Of course in the case of Muir’s poem the unheimliche nature of the horses isn’t unaccountable. The speaker immediately develops a hypothesis about why those horses seemed so strange and terrifying: they open up a kind of sense-echo with his own past experiences, playing a kind of chord on time.  This is our first clue that we’re poaching on Wordsworth’s poetic territory, where the present experience of a place or thing can open out into a memory of the prior experience of that thing (think “Tintern Abbey,” where Wordsworth contrasts his present, abstract experience of his old haunt with the immediacy of his childhood experience of the place).

What’s different from Wordsworth, though, is the way that the journey back to one’s own childhood perception is also a journey back through historic time.  That is, when Muir remembers the horses of his childhood, he doesn’t just remember the way they looked to him when he was little and impressionable.  He sees the horses as if they were manifestations of previous historical eras.  First he sees them as parts of early industrialism (when “Their hooves like pistons in an ancient mill 
/Move up and down, yet seem as standing still”) where you can really see those black, greasy, cast-iron pistons.  Then he sees the horses as part of something even further back, as part of the pre-industrial agrarian past, when their “conquering hooves… trod the stubble down.”  Since this is described as a “ritual” and the horses “great hulks 
were seraphims of gold,” we get a sense of something pagan, pre-monotheistic, and truly archaic.
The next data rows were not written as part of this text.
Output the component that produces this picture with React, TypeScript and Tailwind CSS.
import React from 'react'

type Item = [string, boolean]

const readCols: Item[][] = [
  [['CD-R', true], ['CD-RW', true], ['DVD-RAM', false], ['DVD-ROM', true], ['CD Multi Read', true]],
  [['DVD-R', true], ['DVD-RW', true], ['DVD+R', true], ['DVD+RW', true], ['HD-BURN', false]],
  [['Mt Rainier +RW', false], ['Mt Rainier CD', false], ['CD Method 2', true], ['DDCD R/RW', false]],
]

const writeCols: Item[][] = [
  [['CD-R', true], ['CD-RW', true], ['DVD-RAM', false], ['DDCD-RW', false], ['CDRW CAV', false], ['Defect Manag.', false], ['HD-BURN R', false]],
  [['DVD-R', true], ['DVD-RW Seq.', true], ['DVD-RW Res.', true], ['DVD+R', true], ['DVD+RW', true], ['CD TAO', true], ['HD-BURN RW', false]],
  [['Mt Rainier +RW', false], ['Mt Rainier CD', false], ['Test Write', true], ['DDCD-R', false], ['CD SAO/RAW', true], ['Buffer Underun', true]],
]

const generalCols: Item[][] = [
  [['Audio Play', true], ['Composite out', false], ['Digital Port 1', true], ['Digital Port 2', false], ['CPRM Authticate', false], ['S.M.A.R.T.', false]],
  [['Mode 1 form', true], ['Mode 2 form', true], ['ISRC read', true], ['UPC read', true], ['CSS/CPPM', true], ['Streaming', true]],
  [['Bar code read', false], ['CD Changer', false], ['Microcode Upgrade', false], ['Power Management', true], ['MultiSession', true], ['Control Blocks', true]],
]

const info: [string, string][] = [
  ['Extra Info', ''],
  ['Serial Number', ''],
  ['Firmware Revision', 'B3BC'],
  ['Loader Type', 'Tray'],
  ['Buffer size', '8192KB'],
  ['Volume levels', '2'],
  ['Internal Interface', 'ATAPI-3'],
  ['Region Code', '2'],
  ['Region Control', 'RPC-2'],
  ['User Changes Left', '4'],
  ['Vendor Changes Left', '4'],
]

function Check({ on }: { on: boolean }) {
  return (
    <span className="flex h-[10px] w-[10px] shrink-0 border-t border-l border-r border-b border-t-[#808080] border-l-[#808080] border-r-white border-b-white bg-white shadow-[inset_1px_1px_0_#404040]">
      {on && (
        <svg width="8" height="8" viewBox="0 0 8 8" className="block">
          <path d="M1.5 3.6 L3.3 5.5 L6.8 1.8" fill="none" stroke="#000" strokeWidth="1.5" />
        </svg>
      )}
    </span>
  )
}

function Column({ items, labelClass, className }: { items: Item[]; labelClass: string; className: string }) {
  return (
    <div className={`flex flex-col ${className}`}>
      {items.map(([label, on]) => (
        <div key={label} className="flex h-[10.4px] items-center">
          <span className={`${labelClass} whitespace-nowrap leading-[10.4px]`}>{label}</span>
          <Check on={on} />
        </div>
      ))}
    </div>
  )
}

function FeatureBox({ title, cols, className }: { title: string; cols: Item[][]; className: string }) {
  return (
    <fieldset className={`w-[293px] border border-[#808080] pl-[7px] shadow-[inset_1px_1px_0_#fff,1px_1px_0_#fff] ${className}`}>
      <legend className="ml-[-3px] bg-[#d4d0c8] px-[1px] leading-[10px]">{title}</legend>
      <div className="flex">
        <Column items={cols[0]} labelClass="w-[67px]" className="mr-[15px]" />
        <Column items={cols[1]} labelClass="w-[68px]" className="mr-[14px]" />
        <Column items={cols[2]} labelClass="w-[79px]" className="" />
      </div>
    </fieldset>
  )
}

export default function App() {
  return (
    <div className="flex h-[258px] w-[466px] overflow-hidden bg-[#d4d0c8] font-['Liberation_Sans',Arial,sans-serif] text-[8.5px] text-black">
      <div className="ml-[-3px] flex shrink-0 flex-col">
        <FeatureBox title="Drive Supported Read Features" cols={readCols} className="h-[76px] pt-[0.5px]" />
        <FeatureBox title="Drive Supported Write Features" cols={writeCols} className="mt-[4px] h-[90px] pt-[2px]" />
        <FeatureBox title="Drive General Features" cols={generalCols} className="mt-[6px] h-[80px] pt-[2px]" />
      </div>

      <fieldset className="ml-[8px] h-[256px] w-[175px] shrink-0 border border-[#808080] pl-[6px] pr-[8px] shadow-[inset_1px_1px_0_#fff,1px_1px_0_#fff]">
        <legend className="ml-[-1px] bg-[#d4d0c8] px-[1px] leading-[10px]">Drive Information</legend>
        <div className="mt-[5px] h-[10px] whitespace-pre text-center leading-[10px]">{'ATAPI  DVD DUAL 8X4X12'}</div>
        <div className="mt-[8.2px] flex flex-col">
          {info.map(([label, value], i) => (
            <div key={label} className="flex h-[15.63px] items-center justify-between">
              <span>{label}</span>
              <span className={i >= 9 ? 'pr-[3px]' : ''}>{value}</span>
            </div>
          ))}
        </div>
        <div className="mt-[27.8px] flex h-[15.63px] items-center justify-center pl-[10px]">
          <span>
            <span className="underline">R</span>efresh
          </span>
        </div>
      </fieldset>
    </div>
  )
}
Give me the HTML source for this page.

This sense of the evolving state of both the individual mind (the child who sees horses as terrifying versus the grown man who barely notices the lumbering beasts) and of the nature of civilization (from pagan agrarian through early industrial to modern) is typical of Muir.  In some ways it is typical of his generation — born in 1887, he inherits both the Romantic sense of the developing individual’s bildung and the late-Victorian sense of historical belatedness.  It is also something he, in some meaningful sense, lived through.  He was born to a family of small-time farmers in the Orkney islands who were run off their land by a rat-bastard of a landlord and moved to industrial Glasgow, where both of Muir’s parents and two of his brothers soon died, such being the condition of the working class in that time and place.  So his personal experience includes different phases of socio-economic development, and his sense of personal developmental time and civilizational time are often conflated.  The poet and critic J.C. Hall put it best when he said Muir “is deeply implicated in the labyrinth of his past, which is the past of all mankind.” Hall also said “the aim of all spiritual endeavor is to find a way out of this labyrinth towards the light, to rediscover the ‘drowned original of the soul” — but more about that later.  Here’s some more of the poem:

And oh the rapture, when, one furrow done, 

They marched broad-breasted to the sinking sun! 
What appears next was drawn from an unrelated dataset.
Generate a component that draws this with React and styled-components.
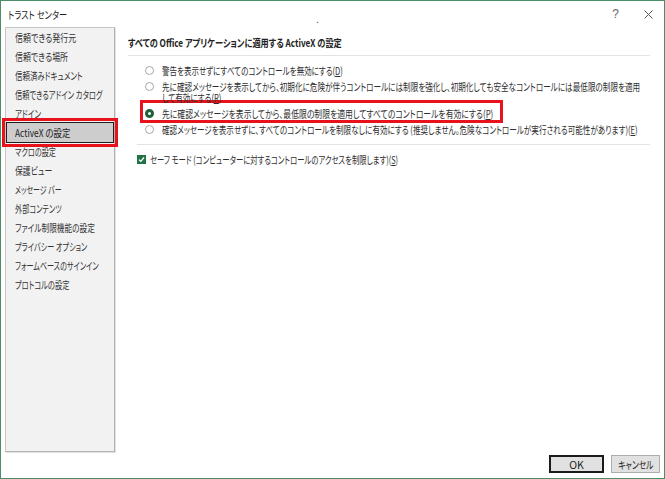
import React from 'react';
import styled, { createGlobalStyle } from 'styled-components';

const Global = createGlobalStyle`
  html, body { margin: 0; padding: 0; background: #fff; }
  body {
    font-family: "Noto Sans CJK JP", "Noto Sans", sans-serif;
    font-feature-settings: "palt";
  }
`;

const Squeeze = styled.span`
  display: inline-block;
  white-space: nowrap;
  transform: scaleX(${(p) => p.$k || 0.725});
  transform-origin: 0 50%;
`;

const Window = styled.div`
  width: 665px;
  height: 479px;
  box-sizing: border-box;
  border: 1px solid #4b8d67;
  display: flex;
  flex-direction: column;
  background: #fff;
  color: #262626;
  overflow: hidden;
`;

const TitleBar = styled.div`
  height: 26px;
  flex-shrink: 0;
  display: flex;
  align-items: center;
  padding: 0 11px 0 7px;
  font-size: 10.5px;
  color: #1f1f1f;
`;

const Title = styled.span`
  width: 60px;
`;

const Dot = styled.span`
  margin-left: 248px;
  margin-top: 8px;
  color: #555;
  font-size: 10px;
`;

const TitleButtons = styled.div`
  margin-left: auto;
  display: flex;
  align-items: center;
  gap: 24px;
`;

const Help = styled.span`
  font-family: "Liberation Sans", sans-serif;
  font-size: 12px;
  color: #666;
  margin-right: 1px;
`;

const Body = styled.div`
  flex: 1;
  display: flex;
  min-height: 0;
  padding-left: 4px;
`;

const Sidebar = styled.nav`
  width: 110px;
  box-sizing: border-box;
  background: #f2f2f2;
  border: 1px solid #c6c6c6;
  border-right-color: #b2b2b2;
  border-bottom-color: #b2b2b2;
  box-shadow: 1px 1px 0 #e2e2e2;
  padding: 0 1px;
  display: flex;
  flex-direction: column;
  flex-shrink: 0;
`;

const NavItem = styled.div`
  height: 19px;
  flex-shrink: 0;
  display: flex;
  align-items: center;
  padding-left: 8px;
  font-size: 10.5px;
  color: #333;
  ${(p) =>
    p.$active &&
    `
    background: #cdcdcd;
    box-shadow: 0 0 0 1px #1e1e1e;
    outline: 3px solid #e8121c;
    outline-offset: 2px;
    color: #222;
  `}
`;

const Main = styled.section`
  flex: 1;
  display: flex;
  flex-direction: column;
  padding: 9px 14px 0 13px;
  min-width: 0;
`;

const Heading = styled.h2`
  margin: 0;
  font-size: 10.5px;
  font-weight: 700;
  line-height: 14px;
  color: #222;
`;

const Separator = styled.hr`
  margin: ${(p) => p.$mt || 4}px 0 0 ${(p) => p.$ml || 0}px;
  border: 0;
  border-top: 1px solid #e3e3e3;
  height: 0;
`;

const RadioGroup = styled.div`
  display: flex;
  flex-direction: column;
  padding: 9px 0 0 17px;
  gap: 5px;
`;

const RadioRow = styled.label`
  display: flex;
  align-items: flex-start;
  gap: 8px;
  font-size: 10.5px;
  line-height: 11px;
  color: #2e2e2e;
  ${(p) =>
    p.$highlight &&
    `
    align-self: flex-start;
    width: 355px;
    border: 3px solid #e8121c;
    padding: 5px 0 1px 2px;
    margin: -8px 0 -4px -5px;
  `}
`;

const RadioCircle = styled.span`
  width: 9px;
  height: 9px;
  border-radius: 50%;
  box-sizing: border-box;
  flex-shrink: 0;
  margin-top: 1px;
  background: #fff;
  border: ${(p) => (p.$checked ? '3px solid #1f5f37' : '1px solid #a8a8a8')};
`;

const RadioText = styled.span`
  display: flex;
  flex-direction: column;
  min-width: 0;
`;

const U = styled.span`
  text-decoration: underline;
`;

const CheckRow = styled.label`
  display: flex;
  align-items: center;
  gap: 4px;
  margin: 9px 0 0 9px;
  font-size: 10.5px;
  line-height: 11px;
  color: #2e2e2e;
`;

const CheckBox = styled.span`
  width: 9px;
  height: 9px;
  background: #217346;
  display: inline-flex;
  align-items: center;
  justify-content: center;
  flex-shrink: 0;
`;

const Footer = styled.div`
  height: 26px;
  flex-shrink: 0;
  display: flex;
  justify-content: flex-end;
  align-items: flex-start;
  padding: 3px 4px 0 0;
  gap: 7px;
  box-sizing: border-box;
`;

const Button = styled.button`
  height: 18px;
  width: ${(p) => p.$w}px;
  box-sizing: border-box;
  background: #e1e1e1;
  border: 1px solid ${(p) => (p.$default ? '#1b1b1b' : '#adadad')};
  box-shadow: ${(p) => (p.$default ? 'inset 0 0 0 1px #1b1b1b' : 'none')};
  font-family: "Noto Sans CJK JP", "Noto Sans", sans-serif;
  font-feature-settings: "palt";
  font-size: 10.5px;
  color: #222;
  padding: 0;
  display: flex;
  align-items: center;
  justify-content: center;
`;

const ButtonLabel = styled.span`
  display: inline-block;
  white-space: nowrap;
  transform: scaleX(${(p) => p.$k || 1});
`;

const navItems = [
  ['信頼できる発行元', 0.76],
  ['信頼できる場所', 0.757],
  ['信頼済みドキュメント', 0.71],
  ['信頼できるアドイン カタログ', 0.69],
  ['アドイン', 0.71],
  ['ActiveX の設定', 0.8],
  ['マクロの設定', 0.68],
  ['保護ビュー', 0.75],
  ['メッセージ バー', 0.66],
  ['外部コンテンツ', 0.68],
  ['ファイル制限機能の設定', 0.73],
  ['プライバシー オプション', 0.68],
  ['フォームベースのサインイン', 0.675],
  ['プロトコルの設定', 0.69],
];

export default function App() {
  return (
    <>
      <Global />
      <Window>
        <TitleBar>
          <Title>
            <Squeeze $k={0.78}>トラスト センター</Squeeze>
          </Title>
          <Dot>.</Dot>
          <TitleButtons>
            <Help>?</Help>
            <svg width="9" height="9" viewBox="0 0 9 9">
              <path d="M0.5 0.5 L8.5 8.5 M8.5 0.5 L0.5 8.5" stroke="#555" strokeWidth="1" />
            </svg>
          </TitleButtons>
        </TitleBar>
        <Body>
          <Sidebar>
            {navItems.map(([t, k]) => (
              <NavItem key={t} $active={t === 'ActiveX の設定'}>
                <Squeeze $k={k}>{t}</Squeeze>
              </NavItem>
            ))}
          </Sidebar>
          <Main>
            <Heading>
              <Squeeze $k={0.78}>すべての Office アプリケーションに適用する ActiveX の設定</Squeeze>
            </Heading>
            <Separator $mt={5} />
            <RadioGroup>
              <RadioRow>
                <RadioCircle />
                <RadioText>
                  <Squeeze $k={0.716}>
                    警告を表示せずにすべてのコントロールを無効にする(<U>D</U>)
                  </Squeeze>
                </RadioText>
              </RadioRow>
              <RadioRow>
                <RadioCircle />
                <RadioText>
                  <Squeeze $k={0.723}>
                    先に確認メッセージを表示してから、初期化に危険が伴うコントロールには制限を強化し、初期化しても安全なコントロールには最低限の制限を適用
                  </Squeeze>
                  <Squeeze $k={0.723}>
                    して有効にする(<U>R</U>)
                  </Squeeze>
                </RadioText>
              </RadioRow>
              <RadioRow $highlight>
                <RadioCircle $checked />
                <RadioText>
                  <Squeeze $k={0.745}>
                    先に確認メッセージを表示してから、最低限の制限を適用してすべてのコントロールを有効にする(<U>P</U>)
                  </Squeeze>
                </RadioText>
              </RadioRow>
              <RadioRow>
                <RadioCircle />
                <RadioText>
                  <Squeeze $k={0.723}>
                    確認メッセージを表示せずに、すべてのコントロールを制限なしに有効にする (推奨しません。危険なコントロールが実行される可能性があります)(<U>E</U>)
                  </Squeeze>
                </RadioText>
              </RadioRow>
            </RadioGroup>
            <Separator $mt={9} $ml={9} />
            <CheckRow>
              <CheckBox>
                <svg width="7" height="7" viewBox="0 0 7 7">
                  <path d="M1 3.6 L2.8 5.3 L6 1.5" fill="none" stroke="#fff" strokeWidth="1.3" />
                </svg>
              </CheckBox>
              <Squeeze $k={0.7}>
                セーフ モード (コンピューターに対するコントロールのアクセスを制限します)(<U>S</U>)
              </Squeeze>
            </CheckRow>
          </Main>
        </Body>
        <Footer>
          <Button $default $w={55}>
            <ButtonLabel>OK</ButtonLabel>
          </Button>
          <Button $w={49}>
            <ButtonLabel $k={0.74}>キャンセル</ButtonLabel>
          </Button>
        </Footer>
      </Window>
    </>
  );
}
The light flowed off their bossy sides in flakes; 

The furrows rolled behind like struggling snakes. 



But when at dusk with steaming nostrils home 

They came, they seemed gigantic in the gloam, 

And warm and glowing with mysterious fire 

That lit their smouldering bodies in the mire. 



Their eyes as brilliant and as wide as night 

Gleamed with a cruel apocalyptic light, 

Their manes the leaping ire of the wind 

Lifted with rage invisible and blind.

There’s the stuff.  The broad-breasted horses in the light of the setting sun, the light coming off of them in flakes, the steaming nostrils, the smoldering heat of their bodies in the cold mud: it’s specific, and has the feel of the truly-observed.  It’s like Moortown Diary-era Ted Hughes, and every bit as good.  Maybe better.  And  it’s not just physical description, either: the snake-like furrows prepare us for the Biblical imagery of the “cruel apocalyptic light” (and for the Fall from Innocence coming soon after this passage).  The whole effect is a kind of sublimity, in that old Kantian sense of fearfulness-without-fear.  That is, we feel in the horses a physical force greater than us, something that we could not resist if it were to turn against us — but we also feel that we aren’t in direct danger, that these creatures probably don’t mean us harm.  And in standing next to something that could terrify us, but doesn’t quite make us run away, we feel not only the greatness of the external force, but also the power of something in us, something that isn’t afraid, but can appreciate the beauty of the powerful force of the horses.  We overcome our own fear, and our own sense of self-preservation, just a little bit, and experience the world from a position greater than our base interest in self-preservation.  That’s ex-stasis, or standing-outside-oneself — the ecstacy of the sublime.  You don’t find it every day.

But about that Fall from Innocence: we get it in the last stanza: 

Ah, now it fades! It fades! And I must pine 

Again for the dread country crystalline, 

Where the blank field and the still-standing tree 

Were bright and fearful presences to me.

Here the idiom is pretty heavily Romantic, both in the superficial sense (the “ah” and those explanation points) and in the profound sense of a Wordsworthian feeling for the loss that comes with age, a loss of immediacy in perception.  To rediscover this lost kind of perception is, as J.C. Hall put it, to "rediscover the 'drowned original of the soul.'" Indeed, it is for Muir as it was for Wordsworth, in  that our older, more immediate perception can be recovered only in the memory of our earlier selves, and the best way to trigger that earlier memory is to see something — an old ruined Abbey, a lumbering horse — that punctures the distance between past and present, and allows for the spontaneous overflow of a powerful feeling.  Muir contains within himself this Romantic set of conventions, the Victorian sense of historical belatedness, and a modern emphasis on presentation in images rather than talky discursivity.  We would do well, I think, to contain within our own rather different poetics a sense of a poetry like Muir’s.